In any case, even in C/C++ code written recently, we see the apparent assumption that everything is an int — which is no more true than that “all the world’s a VAX”. The int-evitable consequences, such as (to choose at random) CVE-2022-29824, are sad. The int-fection began with C’s predecessor, B, where even ASCII characters were an afterthought.

malloc: The Actual Allocator

/* malloc:  general-purpose storage allocator */
void *kr_malloc(unsigned nbytes)
{
    Header *p, *prevp;
    //Header *morecore(unsigned);
    unsigned nunits;

    nunits = (nbytes+sizeof(Header)-1)/sizeof(Header) + 1;
    if ((prevp = freep) == NULL) {  /* no free list yet */
        base.s.ptr = freep = prevp = &base;
        base.s.size = 0;
    }
    for (p = prevp->s.ptr; ;  prevp = p, p = p->s.ptr) {
        if (p->s.size >= nunits) {     /* big enough */
            if (p->s.size == nunits)      /* exactly */
                prevp->s.ptr = p->s.ptr;
            else {              /* allocate tail end */
                p->s.size -= nunits;
                p += p->s.size;
                p->s.size = nunits;
            }
            freep = prevp;
            return (void *)(p+1);
        }
        if (p == freep)  /* wrapped around free list */
            if ((p = morecore(nunits)) == NULL)
                return NULL;   /* none left */
    }
}

This is an admirably simple walk through a singly-linked list, doing the minimum work and incurring the lowest possible costs in each case.

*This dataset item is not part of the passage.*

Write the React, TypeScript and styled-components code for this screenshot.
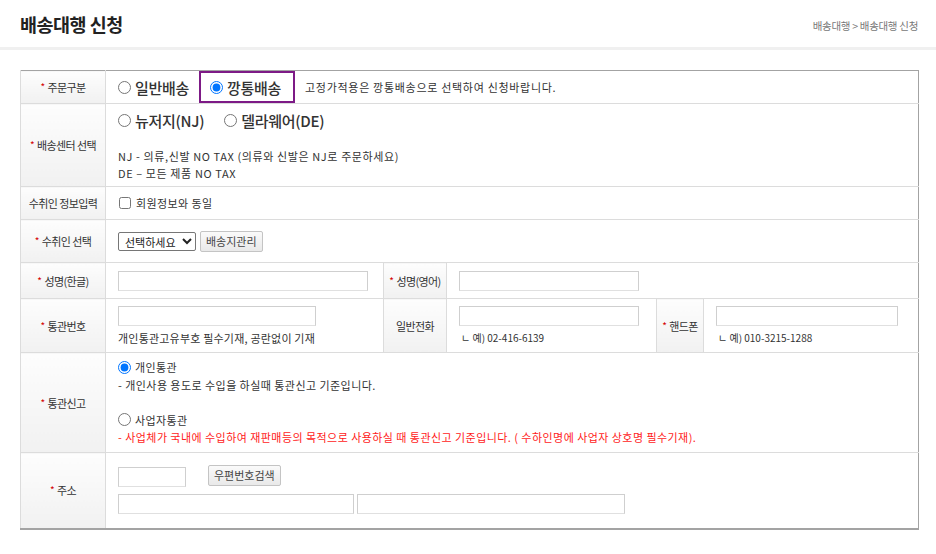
import styled, { createGlobalStyle } from "styled-components";

const GlobalStyle = createGlobalStyle`
  html, body {
    margin: 0;
    padding: 0;
    background: #fff;
    font-family: "Noto Sans CJK KR", "Noto Sans", sans-serif;
    color: #333;
  }
`;

const Page = styled.div({
  width: 936,
  height: 554,
  overflow: "hidden",
  background: "#fff",
});

const Header = styled.div({
  height: 50,
  display: "flex",
  alignItems: "center",
  justifyContent: "space-between",
  padding: "0 18px 0 20px",
  borderBottom: "3px solid #f0f0f0",
  boxSizing: "border-box",
  marginBottom: 20,
});

const Title = styled.h1({
  margin: 0,
  fontSize: 18.5,
  fontWeight: 700,
  color: "#222",
  letterSpacing: -0.5,
});

const Breadcrumb = styled.div({
  fontSize: 10.5,
  color: "#777",
  letterSpacing: -0.3,
  marginTop: 4,
});

const FormTable = styled.table({
  marginLeft: 20,
  width: 898,
  borderCollapse: "collapse",
  tableLayout: "fixed",
  border: "1px solid #a3a3a3",
  borderBottomWidth: 2,
  fontSize: 11,
});

const Row = styled.tr<{ $h: number }>`
  height: ${(p) => p.$h}px;
`;

const Label = styled.th({
  background: "linear-gradient(#fdfdfd, #f1f1f1)",
  borderRight: "1px solid #dcdcdc",
  borderBottom: "1px solid #dcdcdc",
  borderLeft: "1px solid #dcdcdc",
  fontWeight: 400,
  fontSize: 11,
  letterSpacing: -0.6,
  color: "#333",
  textAlign: "center",
  padding: 0,
  whiteSpace: "nowrap",
});

const Star = styled.span({
  color: "#d40000",
  fontSize: 10,
  marginRight: 3,
  verticalAlign: 1,
});

const Cell = styled.td<{ $top?: boolean }>`
  border-bottom: 1px solid #dcdcdc;
  padding: ${(p) => (p.$top ? "6px 0 0 12px" : "0 0 0 12px")};
  vertical-align: ${(p) => (p.$top ? "top" : "middle")};
  color: #333;
`;

const Inline = styled.div({
  display: "flex",
  alignItems: "center",
  gap: 4,
});

const BigOption = styled.label({
  display: "inline-flex",
  alignItems: "center",
  fontSize: 15,
  fontWeight: 500,
  color: "#333",
  letterSpacing: -0.3,
  marginRight: 6,
});

const Highlight = styled.span({
  display: "inline-flex",
  alignItems: "center",
  height: 32,
  boxSizing: "border-box",
  border: "2px solid #7d1a86",
  padding: "0 12px 0 9px",
  margin: "-1px 6px -1px 0",
});

const Radio = styled.input.attrs({ type: "radio" })({
  width: 13,
  height: 13,
  margin: "0 4px 0 0",
});

const Hint = styled.span<{ $wide?: boolean }>`
  font-size: 11px;
  letter-spacing: ${(p) => (p.$wide ? 0.7 : 0.2)}px;
  color: #333;
`;

const Note = styled.div<{ $red?: boolean }>`
  font-size: 11px;
  line-height: 17px;
  letter-spacing: 0.45px;
  color: ${(p) => (p.$red ? "#ff1a1a" : "#333")};
`;

const NoteBlock = styled.div({
  marginTop: 17,
  fontSize: 11,
  lineHeight: "17px",
  letterSpacing: 0.6,
});

const SmallOption = styled.label({
  display: "inline-flex",
  alignItems: "center",
  fontSize: 11,
  color: "#333",
  letterSpacing: 0.4,
});

const Check = styled.input.attrs({ type: "checkbox" })({
  width: 12,
  height: 12,
  margin: "0 5px 0 1px",
});

const Select = styled.select({
  height: 19,
  width: 78,
  fontSize: 11,
  fontFamily: "inherit",
  border: "1px solid #767676",
  borderRadius: 2,
  padding: "0 0 0 2px",
  color: "#222",
  background: "#fff",
});

const Button = styled.button({
  height: 21,
  padding: "0 5px",
  fontSize: 11,
  fontFamily: "inherit",
  color: "#444",
  border: "1px solid #c4c4c4",
  borderRadius: 2,
  background: "linear-gradient(#fafafa, #e9e9e9)",
});

const TextInput = styled.input.attrs({ type: "text" })<{ $w: number }>`
  width: ${(p) => p.$w}px;
  height: 20px;
  box-sizing: border-box;
  border: 1px solid #cfcfcf;
  border-bottom-color: #e0e0e0;
  padding: 0 4px;
  display: block;
`;

const FieldStack = styled.div({
  display: "flex",
  flexDirection: "column",
  gap: 4,
});

const Example = styled.span({
  fontSize: 10,
  color: "#333",
  paddingLeft: 2,
});

const CustomsOption = styled.div<{ $gap?: number }>`
  margin-top: ${(p) => p.$gap ?? 0}px;
`;

const AddressStack = styled.div({
  display: "flex",
  flexDirection: "column",
  gap: 7,
});

export default function App() {
  return (
    <Page>
      <GlobalStyle />
      <Header>
        <Title>배송대행 신청</Title>
        <Breadcrumb>배송대행 &gt; 배송대행 신청</Breadcrumb>
      </Header>

      <FormTable>
        <colgroup>
          <col style={{ width: 85 }} />
          <col style={{ width: 278 }} />
          <col style={{ width: 63 }} />
          <col style={{ width: 210 }} />
          <col style={{ width: 47 }} />
          <col style={{ width: 215 }} />
        </colgroup>
        <tbody>
          <Row $h={33}>
            <Label>
              <Star>*</Star>주문구분
            </Label>
            <Cell colSpan={5}>
              <Inline>
                <BigOption>
                  <Radio name="order" />
                  일반배송
                </BigOption>
                <Highlight>
                  <BigOption style={{ marginRight: 0 }}>
                    <Radio name="order" defaultChecked />
                    깡통배송
                  </BigOption>
                </Highlight>
                <Hint $wide>고정가적용은 깡통배송으로 선택하여 신청바랍니다.</Hint>
              </Inline>
            </Cell>
          </Row>

          <Row $h={83}>
            <Label>
              <Star>*</Star>배송센터 선택
            </Label>
            <Cell colSpan={5} $top>
              <Inline>
                <BigOption style={{ marginRight: 16 }}>
                  <Radio name="center" />
                  뉴저지(NJ)
                </BigOption>
                <BigOption>
                  <Radio name="center" />
                  델라웨어(DE)
                </BigOption>
              </Inline>
              <NoteBlock>
                <div>NJ - 의류,신발 NO TAX (의류와 신발은 NJ로 주문하세요)</div>
                <div>DE – 모든 제품 NO TAX</div>
              </NoteBlock>
            </Cell>
          </Row>

          <Row $h={33}>
            <Label>수취인 정보입력</Label>
            <Cell colSpan={5}>
              <SmallOption>
                <Check />
                회원정보와 동일
              </SmallOption>
            </Cell>
          </Row>

          <Row $h={43}>
            <Label>
              <Star>*</Star>수취인 선택
            </Label>
            <Cell colSpan={5}>
              <Inline>
                <Select defaultValue="">
                  <option value="">선택하세요</option>
                </Select>
                <Button>배송지관리</Button>
              </Inline>
            </Cell>
          </Row>

          <Row $h={36}>
            <Label>
              <Star>*</Star>성명(한글)
            </Label>
            <Cell>
              <TextInput $w={250} />
            </Cell>
            <Label>
              <Star>*</Star>성명(영어)
            </Label>
            <Cell colSpan={3}>
              <TextInput $w={180} />
            </Cell>
          </Row>

          <Row $h={54}>
            <Label>
              <Star>*</Star>통관번호
            </Label>
            <Cell>
              <FieldStack>
                <TextInput $w={198} />
                <Hint>개인통관고유부호 필수기재, 공란없이 기재</Hint>
              </FieldStack>
            </Cell>
            <Label>일반전화</Label>
            <Cell>
              <FieldStack>
                <TextInput $w={180} />
                <Example>ㄴ 예) 02-416-6139</Example>
              </FieldStack>
            </Cell>
            <Label>
              <Star>*</Star>핸드폰
            </Label>
            <Cell>
              <FieldStack>
                <TextInput $w={182} />
                <Example>ㄴ 예) 010-3215-1288</Example>
              </FieldStack>
            </Cell>
          </Row>

          <Row $h={100}>
            <Label>
              <Star>*</Star>통관신고
            </Label>
            <Cell colSpan={5} $top>
              <CustomsOption>
                <SmallOption>
                  <Radio name="customs" defaultChecked />
                  개인통관
                </SmallOption>
                <Note>- 개인사용 용도로 수입을 하실때 통관신고 기준입니다.</Note>
              </CustomsOption>
              <CustomsOption $gap={18}>
                <SmallOption>
                  <Radio name="customs" />
                  사업자통관
                </SmallOption>
                <Note $red>
                  - 사업체가 국내에 수입하여 재판매등의 목적으로 사용하실 때 통관신고 기준입니다. ( 수하인명에 사업자 상호명 필수기재).
                </Note>
              </CustomsOption>
            </Cell>
          </Row>

          <Row $h={76}>
            <Label>
              <Star>*</Star>주소
            </Label>
            <Cell colSpan={5}>
              <AddressStack>
                <Inline>
                  <TextInput $w={68} />
                  <Button style={{ marginLeft: 18, marginTop: -3 }}>우편번호검색</Button>
                </Inline>
                <Inline style={{ gap: 3 }}>
                  <TextInput $w={236} />
                  <TextInput $w={268} />
                </Inline>
              </AddressStack>
            </Cell>
          </Row>
        </tbody>
      </FormTable>
    </Page>
  );
}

A key problem with this design is that heap metadata (the Header structure) is in line with memory returned to the caller. This creates a problem: spatial unsafety (such as a buffer overrun or a type-confusion) can enable attackers exploiting buggy programs to read and/or write Header structures. Attackers find this a very valuable capability. Ideally — although this is easier said than done — heap metadata would be stored out of line from caller-usable regions.

Here again we see the unsigned argument type, which should be size_t. (Page 252 shows malloc and calloc taking size_t. I suspect this example code was written for the 1st edition of the book.)

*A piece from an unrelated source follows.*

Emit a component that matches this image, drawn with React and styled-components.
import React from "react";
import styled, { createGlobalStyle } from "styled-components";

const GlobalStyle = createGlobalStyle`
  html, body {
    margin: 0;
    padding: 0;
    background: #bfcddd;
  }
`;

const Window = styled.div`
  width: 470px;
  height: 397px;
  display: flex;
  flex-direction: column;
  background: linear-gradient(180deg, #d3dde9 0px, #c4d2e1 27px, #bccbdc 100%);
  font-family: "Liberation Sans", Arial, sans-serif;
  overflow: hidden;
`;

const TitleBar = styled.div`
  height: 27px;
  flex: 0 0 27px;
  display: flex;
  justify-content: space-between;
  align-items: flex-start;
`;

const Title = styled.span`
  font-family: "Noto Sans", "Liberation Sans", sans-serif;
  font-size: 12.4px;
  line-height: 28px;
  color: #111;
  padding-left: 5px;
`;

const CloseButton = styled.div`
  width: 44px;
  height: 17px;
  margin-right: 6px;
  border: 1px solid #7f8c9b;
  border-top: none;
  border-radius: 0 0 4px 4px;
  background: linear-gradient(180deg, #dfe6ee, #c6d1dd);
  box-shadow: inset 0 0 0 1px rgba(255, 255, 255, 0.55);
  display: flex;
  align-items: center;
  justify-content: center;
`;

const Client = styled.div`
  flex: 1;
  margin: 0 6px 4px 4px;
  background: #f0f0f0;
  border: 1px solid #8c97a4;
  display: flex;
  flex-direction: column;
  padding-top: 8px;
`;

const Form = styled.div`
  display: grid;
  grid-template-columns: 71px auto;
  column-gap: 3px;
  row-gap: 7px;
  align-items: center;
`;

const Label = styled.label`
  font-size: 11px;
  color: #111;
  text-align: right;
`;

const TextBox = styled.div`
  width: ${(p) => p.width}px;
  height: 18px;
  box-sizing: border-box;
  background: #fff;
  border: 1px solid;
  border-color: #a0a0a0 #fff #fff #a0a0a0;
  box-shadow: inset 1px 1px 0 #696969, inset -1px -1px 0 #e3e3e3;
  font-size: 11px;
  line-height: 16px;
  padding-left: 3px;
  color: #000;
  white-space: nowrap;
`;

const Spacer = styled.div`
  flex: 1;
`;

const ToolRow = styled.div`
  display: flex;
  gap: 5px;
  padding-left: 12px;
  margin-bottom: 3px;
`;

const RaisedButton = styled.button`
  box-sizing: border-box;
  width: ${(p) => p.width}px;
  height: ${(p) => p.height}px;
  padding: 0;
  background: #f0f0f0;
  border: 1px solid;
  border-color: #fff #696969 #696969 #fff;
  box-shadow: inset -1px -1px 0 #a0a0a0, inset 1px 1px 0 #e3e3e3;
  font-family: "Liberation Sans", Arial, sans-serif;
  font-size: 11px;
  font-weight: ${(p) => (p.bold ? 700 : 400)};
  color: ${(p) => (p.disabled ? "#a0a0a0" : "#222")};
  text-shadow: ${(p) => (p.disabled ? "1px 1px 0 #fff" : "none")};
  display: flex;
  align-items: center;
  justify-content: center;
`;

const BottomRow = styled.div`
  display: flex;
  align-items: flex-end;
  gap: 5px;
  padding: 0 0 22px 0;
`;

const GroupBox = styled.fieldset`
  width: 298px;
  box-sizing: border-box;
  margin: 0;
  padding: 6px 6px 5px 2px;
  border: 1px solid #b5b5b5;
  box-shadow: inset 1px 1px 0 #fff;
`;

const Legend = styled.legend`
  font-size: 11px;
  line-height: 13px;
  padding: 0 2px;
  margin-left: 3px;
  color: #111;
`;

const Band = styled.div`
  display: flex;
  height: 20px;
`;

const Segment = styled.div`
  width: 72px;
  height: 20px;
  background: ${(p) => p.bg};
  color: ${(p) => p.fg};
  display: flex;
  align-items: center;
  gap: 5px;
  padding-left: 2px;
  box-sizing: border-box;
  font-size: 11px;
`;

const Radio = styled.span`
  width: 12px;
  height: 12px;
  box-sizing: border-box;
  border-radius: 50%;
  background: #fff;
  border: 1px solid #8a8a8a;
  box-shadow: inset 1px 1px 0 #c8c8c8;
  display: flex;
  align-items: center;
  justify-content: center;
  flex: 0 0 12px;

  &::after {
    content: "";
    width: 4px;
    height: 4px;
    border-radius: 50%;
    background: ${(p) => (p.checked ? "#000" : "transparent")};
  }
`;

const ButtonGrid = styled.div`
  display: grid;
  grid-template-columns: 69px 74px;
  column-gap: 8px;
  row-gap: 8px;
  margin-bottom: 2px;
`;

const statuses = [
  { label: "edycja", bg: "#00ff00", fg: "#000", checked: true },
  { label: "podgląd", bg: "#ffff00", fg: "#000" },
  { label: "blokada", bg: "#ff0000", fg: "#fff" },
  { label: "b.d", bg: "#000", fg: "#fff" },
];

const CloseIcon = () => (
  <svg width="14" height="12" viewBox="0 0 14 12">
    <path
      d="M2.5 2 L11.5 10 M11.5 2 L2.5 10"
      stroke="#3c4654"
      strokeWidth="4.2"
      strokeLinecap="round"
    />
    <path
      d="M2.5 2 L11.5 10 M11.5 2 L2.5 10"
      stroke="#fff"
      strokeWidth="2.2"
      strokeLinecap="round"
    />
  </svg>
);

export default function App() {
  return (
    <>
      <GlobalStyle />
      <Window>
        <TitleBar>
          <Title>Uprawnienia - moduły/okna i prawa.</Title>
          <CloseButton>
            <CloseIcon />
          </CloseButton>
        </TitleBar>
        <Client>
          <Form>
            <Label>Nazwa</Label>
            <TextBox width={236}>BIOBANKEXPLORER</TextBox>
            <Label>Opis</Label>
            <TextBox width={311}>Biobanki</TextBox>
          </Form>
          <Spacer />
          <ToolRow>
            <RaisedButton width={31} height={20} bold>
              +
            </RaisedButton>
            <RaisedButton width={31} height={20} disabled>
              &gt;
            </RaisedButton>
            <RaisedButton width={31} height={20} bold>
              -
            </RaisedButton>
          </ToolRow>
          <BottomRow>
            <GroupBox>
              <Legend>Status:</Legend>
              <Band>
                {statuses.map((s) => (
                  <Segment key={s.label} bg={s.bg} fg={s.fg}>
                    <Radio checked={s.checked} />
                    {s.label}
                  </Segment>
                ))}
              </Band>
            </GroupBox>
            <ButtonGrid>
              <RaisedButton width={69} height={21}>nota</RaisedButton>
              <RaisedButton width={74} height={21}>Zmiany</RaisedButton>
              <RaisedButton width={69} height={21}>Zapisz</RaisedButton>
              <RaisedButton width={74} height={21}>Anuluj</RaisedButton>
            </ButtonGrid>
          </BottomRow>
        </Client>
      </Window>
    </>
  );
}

Worse, we know that many (or even most) call sites will need to do a multiplication along the lines of count * sizeof(Whatever), but experience shows that most authors do not remember to use size_t for the types of the factors and terms, nor to check that the arithmetic did not overflow. The calloc interface, void* calloc(size_t count, size_t size), enables callers to defer checking the multiplication to the callee, which is a substantial improvement.

Even better would be for C to standardize non-standard compiler intrinsics like GCC’s and Clang’s __builtin_mul_overflow. (It’s nice to want things!)

Interestingly, this implementation always asks the operating system for exactly as much as it needs (p = morecore(nunits)), rather than asking for more and paying for the cost of the additional space by invoking the system less often (saving time). Together with the very small value for NALLOC, we can surmise that storage space was very expensive at the time.

A modern value for NALLOC would have to be at least 1 machine page (4,096 bytes or more — it’s not even possible to allocate less than a page). Even that value is way too low because it would incur a heavy cost on the OS’ page table. (Small requests to the OS increase the likelihood that the OS will need to create many page-table entries, each of which uses up some space in the kernel. Additionally, each request to the kernel incurs a substantial time cost. Therefore, modern allocators assume they are running on a modern machine with a large memory, and therefore make larger requests to the OS. Partition Alloc, for example, sets its equivalent of NALLOC to 2 MiB.)

free: Putting Storage Chunks Back On The Free List

/* free:   put block ap in free list */
void kr_free(void *ap)
{
    Header *bp, *p;

    bp = (Header *)ap - 1;     /* point to block header */
    for (p = freep; !(bp > p && bp < p->s.ptr); p = p->s.ptr)
        if (p >= p->s.ptr && (bp > p || bp < p->s.ptr))
            break;  /* freed block at start of end of arena */

    if (bp + bp->s.size == p->s.ptr) { /* join to upper nbr */
        bp->s.size += p->s.ptr->s.size;
        bp->s.ptr = p->s.ptr->s.ptr;
    } else
        bp->s.ptr = p->s.ptr;
    if (p + p->s.size == bp) {         /* join to lower nbr */
        p->s.size += bp->s.size;
        p->s.ptr = bp->s.ptr;
    } else
        p->s.ptr = bp;
    freep = p;
}

This free never returns memory to the OS, which would require checking that a free-managed block is directly adjacent to the current program break and then calling sbrk with, presumably (?) a negative argument. However, sbrk appears not to work on macOS, and negative values appear to be treated as positive on Linux. Perhaps it was not possible to return memory to early Unix systems.

This implementation has no way to check whether the region you are freeing was ever allocated by malloc in the first place, cannot tell whether ap has already been placed on the free list, and blindly assumes that 1 Header’s-worth of bytes before ap actually is a header (it might not be).

This implementation is therefore buggy in an exploitable way (see Memory safety on Wikipedia and Heap feng shui on Wikipedia).

Some implementations go to various lengths to frustrate exploitation, including heap canaries (an additional magic number stored in the allocator’s equivalent of Header, and sometimes elsewhere), guard pages, keeping additional bookkeeping data structures to detect whether a given pointer is really live and was really allocated by malloc, keeping objects of different sizes and/or types in different arenas, and moving heap metadata (such as Header) out of line (i.e. not immediately adjacent to memory given to the caller). There are probably more techniques than those. For more information, see e.g.:

Indeed, exercise 8-7 (p. 189) asks us to “Improve these routines so they take more pains with error checking.” Safety-aware allocators since the time of K&R have been an extensive exercise in doing that homework.